# [2021 OSDI] Pollux: Co-adaptive Cluster Scheduling for Goodput-Optimized Deep Learning

## One-line Summary

Pollux co-adaptively optimizes DL job execution at both per-job level and cluster-wide level. At the per-job level, Pollux uses GNS to dynamically tune the batch size to optimize goodput, a new metric that considers both system throughput and statistical efficiency of DL training. At the cluster-wide level, Pollux optimizes the generalized mean goodput of all jobs, alongside cluster-level goals including fairness and JCT.

## Paper Structure Outline

Introduction

Background: Distributed DL Training

System Throughput

Statistical Efficiency

Existing DL Schedulers

The Goodput of DL Training and Pollux

Modeling Statistical Efficiency

Modeling System Throughput

Pollux Design and Architecture

PolluxAgent: Job-Level Optimization

PolluxSched: Cluster-wise Optimization

Implementation

Evaluation

Experimental Setup

Testbed Macrobenchmark Experiments

Simulator Experiments

Scheduling Fairness

Other Effects on Scheduling

More Applications of Pollux

Cloud Auto-scaling

Hyper-parameter Optimization (HPO)

Artifact

Additional Related Work

Conclusion

Acknowledgments

## Background & Motivation

### Motivation: System Throughput & Statistical Efficiency, Dynamicity in DL Training Jobs

Training using larger batch sizes increases the system throughput

However, as batch sizes increase, potential issues may occur:

If the learning rate is not tuned accordingly, the final model quality may be suboptimal

Increasing the batch size decreases the statistical efficiency of DL training

Statistical efficiency: training progress per unit of training data processed

Even further increasing the bs results in worse model generalization (in terms of validation performance, due to unknown reasons)

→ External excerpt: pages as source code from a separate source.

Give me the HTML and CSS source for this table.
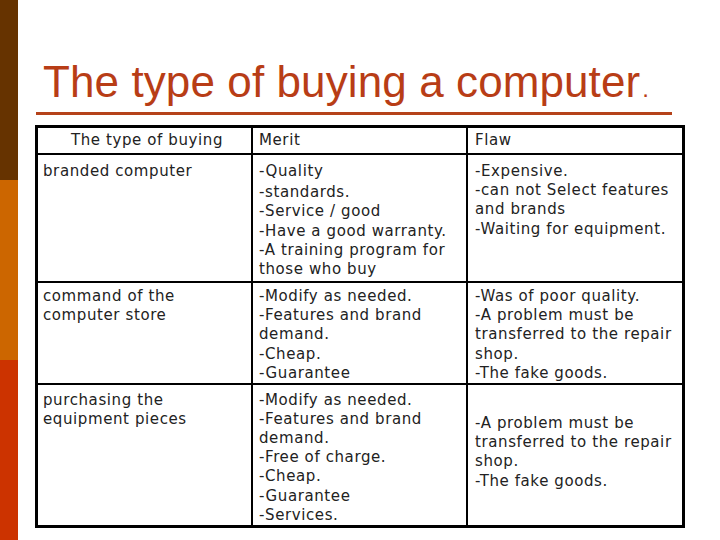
FILE: index.html
```html
<!DOCTYPE html>
<html>
<head>
<meta charset="utf-8">
<link rel="stylesheet" href="styles.css">
</head>
<body>
<div class="slide">
  <div class="bar">
    <div class="seg seg-brown"></div>
    <div class="seg seg-orange"></div>
    <div class="seg seg-red"></div>
  </div>
  <div class="content">
    <h1 class="title">The type of buying a computer<span class="dot">.</span></h1>
    <div class="rule"></div>
    <table class="grid">
      <colgroup>
        <col class="c1"><col class="c2"><col class="c3">
      </colgroup>
      <tr class="head">
        <td class="center">The type of buying</td>
        <td>Merit</td>
        <td class="last">Flaw</td>
      </tr>
      <tr class="r1">
        <td>branded computer</td>
        <td>-Quality<div class="gap">-standards.</div>-Service / good<br>-Have a good warranty.<br>-A training program for<br>those who buy</td>
        <td class="last">-Expensive.<br>-can not Select features<br>and brands<br>-Waiting for equipment.</td>
      </tr>
      <tr class="r2">
        <td>command of the<br>computer store</td>
        <td>-Modify as needed.<br>-Features and brand<br>demand.<br>-Cheap.<br>-Guarantee</td>
        <td class="last">-Was of poor quality.<br>-A problem must be<br>transferred to the repair<br>shop.<br>-The fake goods.</td>
      </tr>
      <tr class="r3">
        <td>purchasing the<br>equipment pieces</td>
        <td>-Modify as needed.<br>-Features and brand<br>demand.<br>-Free of charge.<br>-Cheap.<br>-Guarantee<br>-Services.</td>
        <td class="last lower">-A problem must be<br>transferred to the repair<br>shop.<br>-The fake goods.</td>
      </tr>
    </table>
  </div>
</div>
</body>
</html>
```
FILE: styles.css
```css
html, body {
  margin: 0;
  padding: 0;
  background: #ffffff;
}

.slide {
  display: flex;
  width: 720px;
  height: 540px;
  overflow: hidden;
}

.bar {
  width: 18px;
  display: flex;
  flex-direction: column;
  flex-shrink: 0;
}

.seg {
  height: 180px;
}

.seg-brown { background: #663300; }
.seg-orange { background: #cc6600; }
.seg-red { background: #cc3300; }

.content {
  padding-left: 17px;
  padding-top: 60px;
}

.title {
  margin: 0 0 8px 0;
  padding-left: 8px;
  font-family: "Liberation Sans", Arial, sans-serif;
  font-weight: normal;
  font-size: 44px;
  line-height: 44px;
  height: 44px;
  color: #b83d16;
  white-space: nowrap;
  letter-spacing: 0.1px;
}

.dot {
  font-size: 24px;
  margin-left: 2px;
}

.rule {
  width: 636px;
  height: 3px;
  margin-left: 1px;
  background: #b5421a;
  margin-bottom: 10px;
}

.grid {
  border-collapse: separate;
  border-spacing: 0;
  border: 3px solid #000;
  width: 650px;
  table-layout: fixed;
  font-family: "DejaVu Sans", Verdana, sans-serif;
  font-size: 15px;
  letter-spacing: 0.6px;
  line-height: 19.2px;
  color: #222;
}

.c1 { width: 215px; }
.c2 { width: 215px; }
.c3 { width: 214px; }

.grid td {
  vertical-align: top;
  padding: 0 0 0 6px;
  border-right: 2px solid #000;
  border-bottom: 2px solid #000;
  white-space: nowrap;
  overflow: hidden;
}

.grid td:first-child {
  padding-left: 5px;
}

.grid td.last {
  border-right: none;
  padding-left: 7px;
}

.grid tr.r3 td {
  border-bottom: none;
}

.grid td.center {
  text-align: center;
}

.head td {
  height: 27px;
  padding-top: 3px;
  box-sizing: border-box;
}

.r1 td {
  height: 128px;
  box-sizing: border-box;
  padding-top: 7px;
}

.r2 td {
  height: 102px;
  box-sizing: border-box;
  padding-top: 4px;
}

.r3 td {
  height: 140px;
  box-sizing: border-box;
  padding-top: 5.5px;
}

.r3 td.lower {
  padding-top: 29px;
}

.gap {
  margin-top: 2px;
}
```
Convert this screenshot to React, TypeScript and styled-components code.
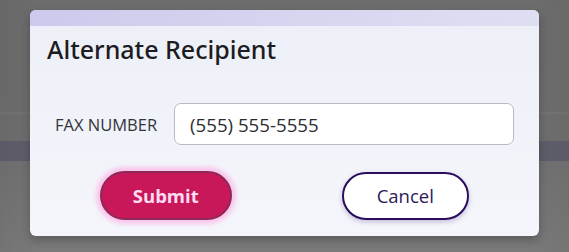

Gradient Noise Scale (GNS) measures the noise-to-signal ratio of the stochastic gradient. It allows training jobs to increase their batch sizes later on during training without hurting the statistical efficiency.

### Background: Existing DL Schedulers

Non-scale-adaptive schedulers are not aware of jobs' performance scalabilities w.r.t. the amount of allocated resources

Scale-adaptive schedulers automatically decide the amount of resources allocated to each job to speed up jobs

Optimus: Learns a predictive model for the system throughput given different amounts of resources, and optimizes the avg JCT

SLAQ: Minimize the avg loss values for training general ML models

Gavel: Takes into account the performance heterogeneity of underlying accelerators

AntMan: Uses dynamic scaling & fine-grained GPU sharing to improve cluster utilization, resource fairness, and JCTs

Themis: Introduces the notion of finish time fairness

Importantly, existing schedulers/policies are agnostic to the statistical efficiency of DL training and the inter-dependence of resource decisions and training parameters.

## Design

### Goodput = Throughput * Statistical Efficiency

For each job, Pollux optimizes for a new metric called the goodput

When a user submits the job, he/she submits an initial batch size and learning rate, and Pollux will run the job with these initial hyperparameters (with s=0). As the job progresses, Pollux learns and refines predictive models for both throughput and efficiency through profiling. Then, Pollux periodically re-tunes (a, m, s).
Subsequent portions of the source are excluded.